Enterradas las sensaciones, un concepto que abriga una considerable ambigüedad si no va acompañada de buenos resultados, por los pasillos del Real Zaragoza se celebra el funeral de la paciencia, ese tiempo que se solicitó desde todos los ámbitos para conocer la verdadera dimensión de un equipo remodelado de arriba a bajo incluyendo el banquillo. Con 15 jornadas celebradas hay suficiente información como para sacar conclusiones de relevancia, entre ellas que la plantilla compite minutos y no partidos y que Natxo González trabaja en un modelo defensivo imposible para la naturaleza de los jugadores que dirige. El técnico ha quedado expuesto por algunas decisiones de autor muy mal digeridas, rotaciones y cambios en la alineación que han confundido a un equipo de por sí ya inestable mental y deportivamente. A Natxo, además, se le nota afectado porque la asignatura que imparte resulta incomprensible para sus alumnos. "Este proyecto va a acabar fantásticamente", dijo tras la zurra recibida en Almería. Si el objetivo es la salvación, nada que objetar a su corazonada; si se refería al éxito en empresas mayores, la premonición suena a chunga. Como la directiva, cuya invisibilidad sí que es fantástica, tampoco ha establecido las coordenadas de este proyecto, resulta difícil saber si el Real Zaragoza ha entrado de lleno en una crisis o transita por un proceso consustancial a su tierna constitución.

La actualidad, la lamentable imagen ofrecida en los Juegos del Mediterráneo, impera sobre todas las cosas. Se venía de una afortunada victoria sobre el Rayo Vallecano y de una debacle histórica en El Alcoraz, dolorosa en su vertiente deportiva y social. Antes, de tres empates consecutivos con poco prestigio y pésimas vibraciones salvo el de Osasuna. La desnudez del viernes frente a un rival en paños menores clausuró la estación de la serenidad y ha colocado al entrenador muy próximo al cadalso, como dicta la tradición en estos casos. Casi nadie, sin embargo, invita a una lectura menos superficial sobre la raíz de la frustración, a repasar con calma cómo las plantillas del Real Zaragoza han ido reduciendo su calidad de forma progresiva y premeditada, justificada en un imperativo económico de indudable influencia aunque inadmisible como eterno paraguas los días de tormenta. Lalo Arantegui, el director deportivo, construyó un bloque con cedidos de Segunda B --alguno estupendo--, extranjeros sin nombre, veteranos sin equipo y la cantera como colchón cuantitativo. Una macedonía en manos de un entrenador que debía restarle azúcar y añadirle consistencia y fiabilidad . No es tan extraño que el resultado sea un conjunto insulso y frágil en constante viaje por el tobogán del rendimiento, con pinceladas brillantes y un respuesta general de brocha gorda, de mínima regularidad y rigor táctico. Con un técnico que dibuja en la pizarra con toda la clase de espaldas.

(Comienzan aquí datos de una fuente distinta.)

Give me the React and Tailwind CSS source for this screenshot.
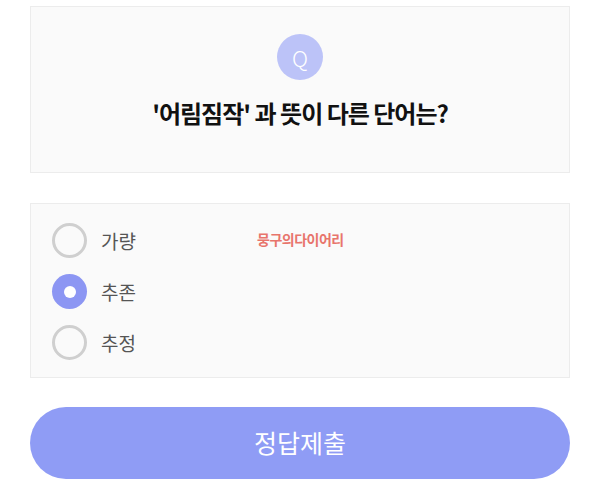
const options = ['가량', '추존', '추정'];

function Radio({ checked }) {
  if (checked) {
    return (
      <span className="flex h-[35px] w-[35px] items-center justify-center rounded-full bg-[#8c96f3]">
        <span className="h-[12px] w-[12px] rounded-full bg-white" />
      </span>
    );
  }
  return <span className="h-[35px] w-[35px] rounded-full border-[3px] border-[#cfcfcf] bg-[#fafafa]" />;
}

export default function App() {
  const selected = 1;

  return (
    <div
      className="flex min-h-[481px] flex-col bg-white px-[30px] pt-[6px]"
      style={{ fontFamily: '"Noto Sans CJK KR", "Noto Sans", sans-serif' }}
    >
      {/* Question card */}
      <div className="flex h-[167px] flex-col items-center border border-[#ececec] bg-[#fafafa] pt-[27px]">
        <div className="flex h-[46px] w-[46px] items-center justify-center rounded-full bg-[#bcc3f8] text-[22px] font-light text-white">
          Q
        </div>
        <h2 className="mt-[18px] text-[24px] font-bold leading-[30px] tracking-[-1px] text-[#111]">
          '어림짐작' 과 뜻이 다른 단어는?
        </h2>
      </div>

      {/* Options card */}
      <div className="relative mt-[30px] flex h-[175px] flex-col gap-[16px] border border-[#ececec] bg-[#fafafa] pl-[21px] pt-[19px]">
        {options.map((opt, i) => (
          <label key={opt} className="flex items-center gap-[14px]">
            <Radio checked={i === selected} />
            <span className="text-[19px] leading-[24px] text-[#555]">{opt}</span>
          </label>
        ))}
        <span className="absolute left-[226px] top-[25px] text-[14px] font-bold tracking-[-0.5px] text-[#e8756c]">
          뭉구의다이어리
        </span>
      </div>

      {/* Submit */}
      <button className="mt-[29px] h-[72px] w-full rounded-full bg-[#8f9cf5] text-[25px] text-white">
        정답제출
      </button>
    </div>
  );
}
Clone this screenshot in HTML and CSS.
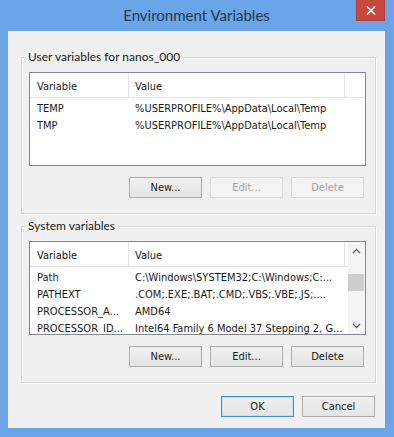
FILE: index.html
```html
<!DOCTYPE html>
<html lang="en">
<head>
    <meta charset="UTF-8">
    <meta name="viewport" content="width=device-width, initial-scale=1.0">
    <title>Environment Variables</title>
    <link rel="stylesheet" href="styles.css">
</head>
<body>
    <div class="window">
        <header class="titlebar">
            <h1 class="title">Environment Variables</h1>
            <button class="close" aria-label="Close">
                <svg width="10" height="9" viewBox="0 0 10 9">
                    <path d="M1 0.5 L9 8.5 M9 0.5 L1 8.5" stroke="#fff" stroke-width="1.6" fill="none"/>
                </svg>
            </button>
        </header>

        <main class="client">
            <fieldset class="group">
                <legend>User variables for nanos_000</legend>
                <div class="group-body">
                    <div class="list">
                        <div class="list-view">
                            <div class="list-head">
                                <span class="col-name">Variable</span>
                                <span class="col-value">Value</span>
                            </div>
                            <div class="row">
                                <span class="col-name">TEMP</span>
                                <span class="col-value">%USERPROFILE%\AppData\Local\Temp</span>
                            </div>
                            <div class="row">
                                <span class="col-name">TMP</span>
                                <span class="col-value">%USERPROFILE%\AppData\Local\Temp</span>
                            </div>
                        </div>
                    </div>
                    <div class="buttons">
                        <button class="btn">New...</button>
                        <button class="btn" disabled>Edit...</button>
                        <button class="btn" disabled>Delete</button>
                    </div>
                </div>
            </fieldset>

            <fieldset class="group">
                <legend>System variables</legend>
                <div class="group-body">
                    <div class="list">
                        <div class="list-view">
                            <div class="list-head">
                                <span class="col-name">Variable</span>
                                <span class="col-value">Value</span>
                            </div>
                            <div class="row">
                                <span class="col-name">Path</span>
                                <span class="col-value">C:\Windows\SYSTEM32;C:\Windows;C:...</span>
                            </div>
                            <div class="row">
                                <span class="col-name">PATHEXT</span>
                                <span class="col-value">.COM;.EXE;.BAT;.CMD;.VBS;.VBE;.JS;....</span>
                            </div>
                            <div class="row">
                                <span class="col-name">PROCESSOR_A...</span>
                                <span class="col-value">AMD64</span>
                            </div>
                            <div class="row">
                                <span class="col-name">PROCESSOR_ID...</span>
                                <span class="col-value">Intel64 Family 6 Model 37 Stepping 2, G...</span>
                            </div>
                        </div>
                        <div class="scrollbar">
                            <span class="arrow">
                                <svg width="9" height="6" viewBox="0 0 9 6"><path d="M1 5 L4.5 1.5 L8 5" stroke="#606060" stroke-width="1.3" fill="none"/></svg>
                            </span>
                            <span class="track"><span class="thumb"></span></span>
                            <span class="arrow">
                                <svg width="9" height="6" viewBox="0 0 9 6"><path d="M1 1 L4.5 4.5 L8 1" stroke="#606060" stroke-width="1.3" fill="none"/></svg>
                            </span>
                        </div>
                    </div>
                    <div class="buttons">
                        <button class="btn">New...</button>
                        <button class="btn">Edit...</button>
                        <button class="btn">Delete</button>
                    </div>
                </div>
            </fieldset>

            <div class="footer">
                <button class="btn default">OK</button>
                <button class="btn">Cancel</button>
            </div>
        </main>
    </div>
</body>
</html>
```

FILE: styles.css
```css
:root {
  --clr-frame: #6ba5e8;
  --clr-face: #f0f0f0;
  --clr-title: #1d3654;
  --clr-text: #1a1a1a;
  --ff-ui: Lato, "Open Sans", sans-serif;
  --ff-dlg: "DejaVu Sans Condensed", "DejaVu Sans", sans-serif;
}

*,
::after,
::before {
  margin: 0;
  padding: 0;
  box-sizing: border-box;
}

body {
  background: var(--clr-frame);
}

.window {
  width: 394px;
  height: 437px;
  background: var(--clr-frame);
  padding: 0 9px 9px 8px;
  display: flex;
  flex-direction: column;
  position: relative;
}

.titlebar {
  height: 31px;
  display: flex;
  align-items: center;
  justify-content: center;
}

.title {
  font-family: var(--ff-ui);
  font-weight: 400;
  font-size: 15px;
  color: var(--clr-title);
  padding-bottom: 1px;
}

.close {
  position: absolute;
  top: 0;
  right: 9px;
  width: 29px;
  height: 21px;
  border: 1px solid #b23a36;
  border-top: 0;
  background: #c7483f;
  display: grid;
  place-items: center;
}

.close svg {
  display: block;
}

.client {
  flex: 1;
  background: var(--clr-face);
  padding: 18px 10px 11px 13px;
  display: flex;
  flex-direction: column;
}

.group {
  border: 1px solid #d5d5d5;
  box-shadow: inset 1px 1px 0 #fff, 1px 1px 0 #fff;
  min-width: 0;
  margin-right: -1px;
}

.group + .group {
  margin-top: 4px;
}

.group legend {
  font-family: var(--ff-ui);
  font-size: 12px;
  line-height: 16px;
  color: var(--clr-text);
  margin-left: 4px;
  padding: 0 2px;
}

.group-body {
  padding: 7px 9px 15px 7px;
}

.list {
  height: 94px;
  background: #fff;
  border: 1px solid #828790;
  display: flex;
}

.list-view {
  flex: 1;
  font-family: var(--ff-dlg);
  font-size: 11px;
  color: var(--clr-text);
  overflow: hidden;
}

.list-head {
  height: 25px;
  display: flex;
  border-bottom: 1px solid #e5e5e5;
}

.list-head span {
  display: flex;
  align-items: center;
  padding-top: 3px;
  border-right: 1px solid #e5e5e5;
}

.row {
  height: 17px;
  display: flex;
  align-items: center;
  padding-top: 3px;
}

.col-name {
  width: 99px;
  padding-left: 7px;
  white-space: nowrap;
  flex-shrink: 0;
}

.col-value {
  width: 216px;
  padding-left: 6px;
  white-space: nowrap;
  flex-shrink: 0;
}

.scrollbar {
  width: 17px;
  background: #f4f4f4;
  display: flex;
  flex-direction: column;
}

.arrow {
  height: 17px;
  display: grid;
  place-items: center;
}

.track {
  flex: 1;
  padding-top: 15px;
}

.thumb {
  display: block;
  height: 17px;
  margin: 0 1px 0 0;
  background: #cdcdcd;
}

.buttons {
  display: flex;
  justify-content: flex-end;
  gap: 8px;
  margin-top: 11px;
  padding-right: 2px;
}

.btn {
  width: 73px;
  height: 21px;
  font-family: var(--ff-dlg);
  font-size: 11px;
  color: var(--clr-text);
  border: 1px solid #acacac;
  background: linear-gradient(#f0f0f0, #e5e5e5);
}

.btn:disabled {
  color: #a3a3a3;
  border-color: #d9d9d9;
  background: #f4f4f4;
}

.btn.default {
  border-color: #3c8fd8;
  box-shadow: inset 0 0 0 1px #c4e0f7;
}

.footer {
  margin-top: 13px;
  display: flex;
  justify-content: flex-end;
  gap: 8px;
}
```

Si el Real Zaragoza no da más de sí es, en gran parte, porque sus propietarios, interinos o albaceas, y sus ejecutivos así lo han establecido después desmarcarse de toda responsabilidad deportiva y de airear su impecable gestión administrativa. Nunca se rasgan las vestiduras, jamás asoman de entre bastidores, como si ejercieran de puentes de una transición que no prioriza el crecimiento deportivo. El entrenador y los jugadores han subido ya al estrado bajo todo tipo de acusaciones, algunas tan ciertas como la bochornosa noche de Almería. El jurado popular, no obstante, quizás tendría que enjuiciarlos como culpables de inocencia. Están cada jornada en el lugar de los hechos, pero casi nunca aprietan el gatillo de una pistola que la directiva va cargando año tras año con balas de fogueo. Esa es la auténtica tragedia de este club.